September 25th, 2011 at 3:50 pm

Hi hamsterofdeath. You’d muddled up the ladies. I’ve fixed it to use the same names as in the posted problem.

Your answer is like the one I posted on the old ToM site, so it must be right

You’ve also implied that there is no way to say (for the posed problem) what colour hats A and B were wearing

Hi JB. Your second sentence isn’t true if Carol is wearing the only red hat. So you can’t conclude that there are (at least) two red hats.

Hi rak. Can you prove your assertion?

Hi Wiz. I’m sure you were there

Hi Me.

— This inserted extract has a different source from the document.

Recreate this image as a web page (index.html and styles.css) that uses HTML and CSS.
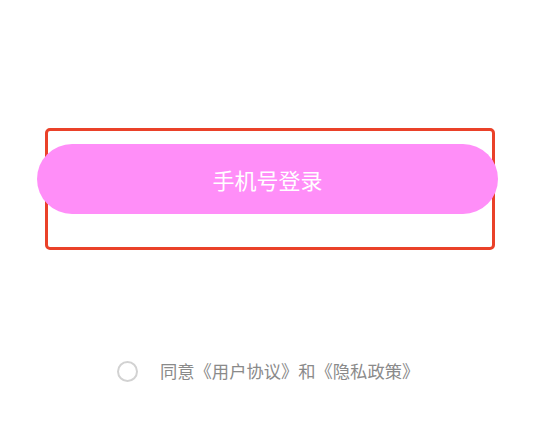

You should have stayed with the method that hamsterofdeath used. But you made a good start.

September 27th, 2011 at 11:07 am

Chris,

I realized immediately after I posted that my answer was not correct as long as Carol’s eyes were closed. If they had been open and nobody immediately knew the color of their hat, then my answer would have been correct since, if there was only 1 red hat, its wearer would know instantly after seeing two blue hats.

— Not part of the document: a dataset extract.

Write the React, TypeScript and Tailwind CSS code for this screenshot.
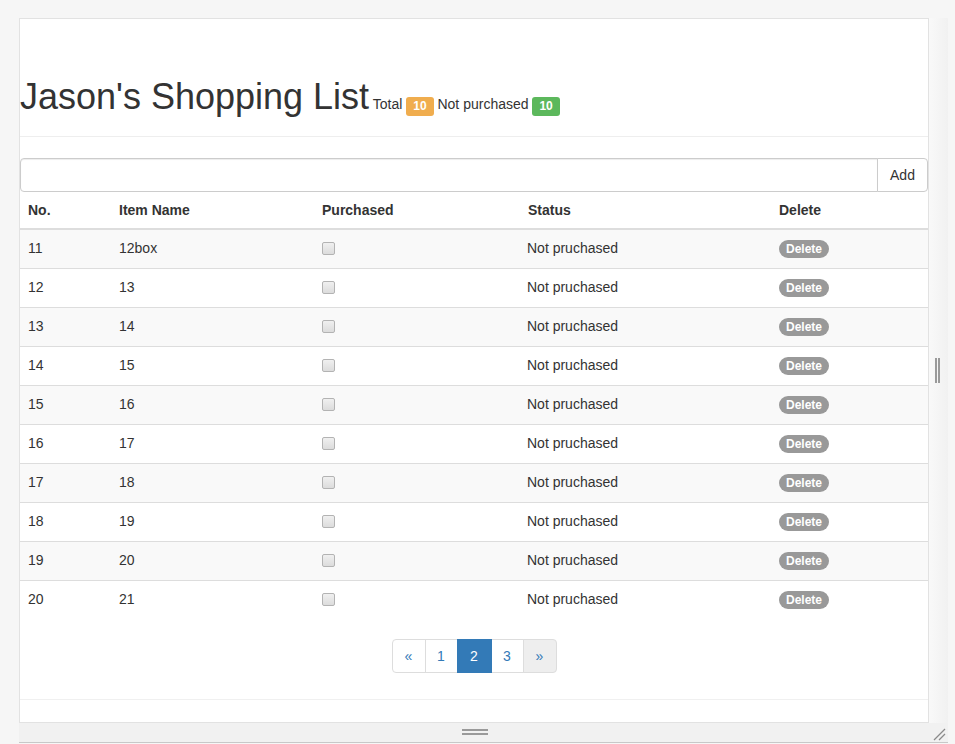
import React from "react";

const rows = [
  { no: 11, name: "12box" },
  { no: 12, name: "13" },
  { no: 13, name: "14" },
  { no: 14, name: "15" },
  { no: 15, name: "16" },
  { no: 16, name: "17" },
  { no: 17, name: "18" },
  { no: 18, name: "19" },
  { no: 19, name: "20" },
  { no: 20, name: "21" },
];

const grid = "grid grid-cols-[91px_203px_206px_251px_157px]";

export default function App() {
  return (
    <div className="min-h-[744px] w-[955px] bg-[#f6f6f6] font-['Liberation_Sans',Arial,sans-serif] text-[14px] text-[#333] pt-[18px] pl-[19px]">
      <div className="flex">
        {/* panel */}
        <div className="w-[910px] h-[705px] bg-white border border-[#e2e2e2] flex flex-col">
          <div className="pt-[58px] pb-[19px] border-b border-[#eee]">
            <h1 className="text-[36px] leading-[40px] font-normal whitespace-nowrap">
              Jason's Shopping List
              <span className="text-[14px] leading-none">
                {" "}Total{" "}
                <span className="inline-block bg-[#f0ad4e] text-white font-bold text-[12px] leading-none px-[7px] pt-[3px] pb-[4px] rounded-[3px] relative top-[1px]">10</span>
                {" "}Not purchased{" "}
                <span className="inline-block bg-[#5cb85c] text-white font-bold text-[12px] leading-none px-[7px] pt-[3px] pb-[4px] rounded-[3px] relative top-[1px]">10</span>
              </span>
            </h1>
          </div>

          <div className="mt-[21px] flex h-[34px]">
            <div className="flex-1 border border-[#ccc] rounded-l-[4px] shadow-[inset_0_1px_1px_rgba(0,0,0,0.075)]" />
            <div className="-ml-px w-[51px] border border-[#ccc] rounded-r-[4px] bg-white flex items-center justify-center text-[#333]">
              Add
            </div>
          </div>

          {/* table */}
          <div className={`${grid} h-[38px] border-b-2 border-[#ddd] font-bold items-center`}>
            <div className="pl-2">No.</div>
            <div className="pl-2">Item Name</div>
            <div className="pl-2">Purchased</div>
            <div className="pl-2">Status</div>
            <div className="pl-2">Delete</div>
          </div>
          {rows.map((r, i) => (
            <div
              key={r.no}
              className={`${grid} items-center pb-[1px] ${i === 0 ? "h-[38px]" : "h-[39px] border-t border-[#ddd]"} ${i % 2 === 0 ? "bg-[#f9f9f9]" : "bg-white"}`}
            >
              <div className="pl-2">{r.no}</div>
              <div className="pl-2">{r.name}</div>
              <div className="pl-2 flex items-center">
                <span className="block w-[13px] h-[13px] border border-[#b3b3b3] rounded-[2px] bg-gradient-to-b from-[#f0f0f0] to-[#dcdcdc]" />
              </div>
              <div className="pl-[7px]">Not pruchased</div>
              <div className="pl-2 flex items-center">
                <span className="inline-block bg-[#999] text-white font-bold text-[12px] leading-none px-[7px] pt-[3px] pb-[3px] rounded-[10px]">Delete</span>
              </div>
            </div>
          ))}

          <div className="mt-[20px] flex justify-center">
            <div className="flex h-[34px] text-[#337ab7]">
              <div className="w-[34px] border border-[#ddd] rounded-l-[4px] bg-white flex items-center justify-center">«</div>
              <div className="-ml-px w-[33px] border border-[#ddd] bg-white flex items-center justify-center">1</div>
              <div className="-ml-px w-[35px] border border-[#337ab7] bg-[#337ab7] text-white flex items-center justify-center relative">2</div>
              <div className="-ml-px w-[33px] border border-[#ddd] bg-white flex items-center justify-center">3</div>
              <div className="-ml-px w-[34px] border border-[#ddd] rounded-r-[4px] bg-[#eee] flex items-center justify-center">»</div>
            </div>
          </div>

          <div className="mt-[26px] border-t border-[#f0f0f0]" />
        </div>

        {/* right gutter */}
        <div className="w-[19px] h-[705px] bg-gradient-to-r from-[#f9f9f9] to-[#f1f1f1] flex items-center justify-center">
          <div className="flex gap-[1px] ml-[-3px]">
            <div className="w-[2px] h-[25px] bg-[#9a9a9a]" />
            <div className="w-[2px] h-[25px] bg-[#9a9a9a]" />
          </div>
        </div>
      </div>

      {/* bottom gutter */}
      <div className="relative w-[929px] h-[20px] bg-[#f1f1f1] border-b border-[#c8c8c8] flex justify-center pt-[6px]">
        <div className="flex flex-col gap-[2px] ml-[-18px]">
          <div className="w-[26px] h-[2px] bg-[#9a9a9a]" />
          <div className="w-[26px] h-[2px] bg-[#9a9a9a]" />
        </div>
        <svg className="absolute right-[2px] bottom-[1px]" width="14" height="14" viewBox="0 0 14 14">
          <line x1="2" y1="13" x2="13" y2="2" stroke="#8a8a8a" strokeWidth="1.2" />
          <line x1="7" y1="13" x2="13" y2="7" stroke="#8a8a8a" strokeWidth="1.2" />
        </svg>
      </div>
    </div>
  );
}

September 27th, 2011 at 1:26 pm

Hi hamsterofdeath (and anyone else saying they must all be red) , you forgot g g r

a and b would both see green and red and not know theirs.

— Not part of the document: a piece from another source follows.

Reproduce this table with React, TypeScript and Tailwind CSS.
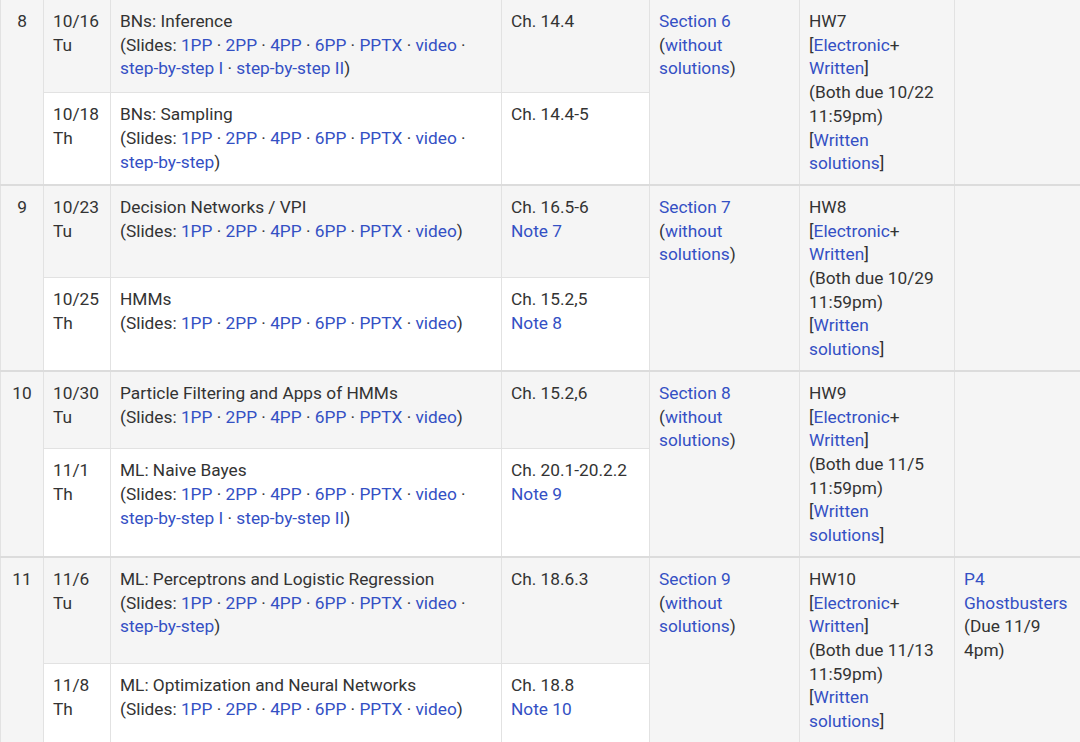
import React from 'react';

const A = ({ children }: { children: React.ReactNode }) => (
  <a className="text-[#3450c4]">{children}</a>
);

const Slides = ({ extra }: { extra?: React.ReactNode }) => (
  <>
    (Slides: <A>1PP</A> · <A>2PP</A> · <A>4PP</A> · <A>6PP</A> · <A>PPTX</A> · <A>video</A>
    {extra ? <> · {extra}</> : null})
  </>
);

const Hw = ({ name, due }: { name: string; due: string }) => (
  <>
    {name}
    <br />[<A>Electronic</A>+
    <br />
    <A>Written</A>]
    <br />
    (Both due {due}
    <br />
    11:59pm)
    <br />[<A>Written</A>
    <br />
    <A>solutions</A>]
  </>
);

const Sec = ({ n }: { n: number }) => (
  <>
    <A>Section {n}</A>
    <br />(<A>without</A>
    <br />
    <A>solutions</A>)
  </>
);

type Lecture = { date: string; day: string; title: string; slides: React.ReactNode; reading: React.ReactNode; h: string };
type Week = { n: number; lectures: [Lecture, Lecture]; section: number; hw: string; due: string; project?: React.ReactNode; sep: boolean };

const weeks: Week[] = [
  {
    n: 8,
    section: 6,
    hw: 'HW7',
    due: '10/22',
    sep: true,
    lectures: [
      { date: '10/16', day: 'Tu', title: 'BNs: Inference', h: 'h-[93px]', slides: <Slides extra={<><A>step-by-step I</A> · <A>step-by-step II</A></>} />, reading: 'Ch. 14.4' },
      { date: '10/18', day: 'Th', title: 'BNs: Sampling', h: 'h-[92px]', slides: <Slides extra={<A>step-by-step</A>} />, reading: 'Ch. 14.4-5' },
    ],
  },
  {
    n: 9,
    section: 7,
    hw: 'HW8',
    due: '10/29',
    sep: true,
    lectures: [
      { date: '10/23', day: 'Tu', title: 'Decision Networks / VPI', h: 'h-[93px]', slides: <Slides />, reading: <>Ch. 16.5-6<br /><A>Note 7</A></> },
      { date: '10/25', day: 'Th', title: 'HMMs', h: 'h-[93px]', slides: <Slides />, reading: <>Ch. 15.2,5<br /><A>Note 8</A></> },
    ],
  },
  {
    n: 10,
    section: 8,
    hw: 'HW9',
    due: '11/5',
    sep: true,
    lectures: [
      { date: '10/30', day: 'Tu', title: 'Particle Filtering and Apps of HMMs', h: 'h-[78px]', slides: <Slides />, reading: 'Ch. 15.2,6' },
      { date: '11/1', day: 'Th', title: 'ML: Naive Bayes', h: 'h-[108px]', slides: <Slides extra={<><A>step-by-step I</A> · <A>step-by-step II</A></>} />, reading: <>Ch. 20.1-20.2.2<br /><A>Note 9</A></> },
    ],
  },
  {
    n: 11,
    section: 9,
    hw: 'HW10',
    due: '11/13',
    sep: false,
    project: (
      <>
        <A>P4</A>
        <br />
        <A>Ghostbusters</A>
        <br />
        (Due 11/9
        <br />
        4pm)
      </>
    ),
    lectures: [
      { date: '11/6', day: 'Tu', title: 'ML: Perceptrons and Logistic Regression', h: 'h-[107px]', slides: <Slides extra={<A>step-by-step</A>} />, reading: 'Ch. 18.6.3' },
      { date: '11/8', day: 'Th', title: 'ML: Optimization and Neural Networks', h: 'h-[79px]', slides: <Slides />, reading: <>Ch. 18.8<br /><A>Note 10</A></> },
    ],
  },
];

const td = 'align-top border border-[#e2e2e2] pl-[9px] pr-2 pt-[10px] pb-2';

export default function App() {
  return (
    <div className="w-[1080px] h-[742px] overflow-hidden bg-white text-[#333] text-[17.3px] leading-[23.7px] font-['Roboto',sans-serif]">
      <table className="w-[1080px] table-fixed border-collapse -mt-px">
        <colgroup>
          <col className="w-[43px]" />
          <col className="w-[67px]" />
          <col className="w-[391px]" />
          <col className="w-[148px]" />
          <col className="w-[150px]" />
          <col className="w-[155px]" />
          <col className="w-[126px]" />
        </colgroup>
        <tbody>
          {weeks.map((w) =>
            w.lectures.map((l, i) => {
              const sep = w.sep && i === 1 ? ' border-b-2 border-b-[#dcdcdc]' : '';
              const bg = i === 0 ? 'bg-[#f5f5f5]' : 'bg-white';
              return (
                <tr key={w.n + l.date} className={l.h}>
                  {i === 0 && (
                    <td rowSpan={2} className={`${td} bg-[#f5f5f5] text-center !pl-0 !pr-0 ${w.sep ? 'border-b-2 border-b-[#dcdcdc]' : ''}`}>
                      {w.n}
                    </td>
                  )}
                  <td className={`${td} ${bg}${sep}`}>
                    {l.date}
                    <br />
                    {l.day}
                  </td>
                  <td className={`${td} ${bg}${sep}`}>
                    {l.title}
                    <br />
                    {l.slides}
                  </td>
                  <td className={`${td} ${bg}${sep}`}>{l.reading}</td>
                  {i === 0 && (
                    <>
                      <td rowSpan={2} className={`${td} bg-[#f5f5f5] ${w.sep ? 'border-b-2 border-b-[#dcdcdc]' : ''}`}>
                        <Sec n={w.section} />
                      </td>
                      <td rowSpan={2} className={`${td} bg-[#f5f5f5] ${w.sep ? 'border-b-2 border-b-[#dcdcdc]' : ''}`}>
                        <Hw name={w.hw} due={w.due} />
                      </td>
                      <td rowSpan={2} className={`${td} bg-[#f5f5f5] ${w.sep ? 'border-b-2 border-b-[#dcdcdc]' : ''}`}>
                        {w.project}
                      </td>
                    </>
                  )}
                </tr>
              );
            })
          )}
        </tbody>
      </table>
    </div>
  );
}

from each point of view they would see g and r and think, ‘My hat could be green or red, as there is AT LEAST one red, and I can see the one red and so can a/b, therefore neither of us can make a deduction …’

September 27th, 2011 at 1:32 pm

Oops, I think I stuffed that explanation up (too early in the morning)

I agree with Wiz that the other two can be either is what I’m trying to say, which is how I concluded, it’s just the 1st part of my last sentence in post one was where I went wrong in my typing

November 10th, 2011 at 6:54 pm

Either Alice or Barbra sees that the other two hats are green and declares her hat is red, as one hat must be red. Based on this knowledge, Carole figures out that her hat is green because otherwise why would one of the girls say her hat is red.

November 10th, 2011 at 8:59 pm

Hi Urban Cowboy. Neither A nor B said anything.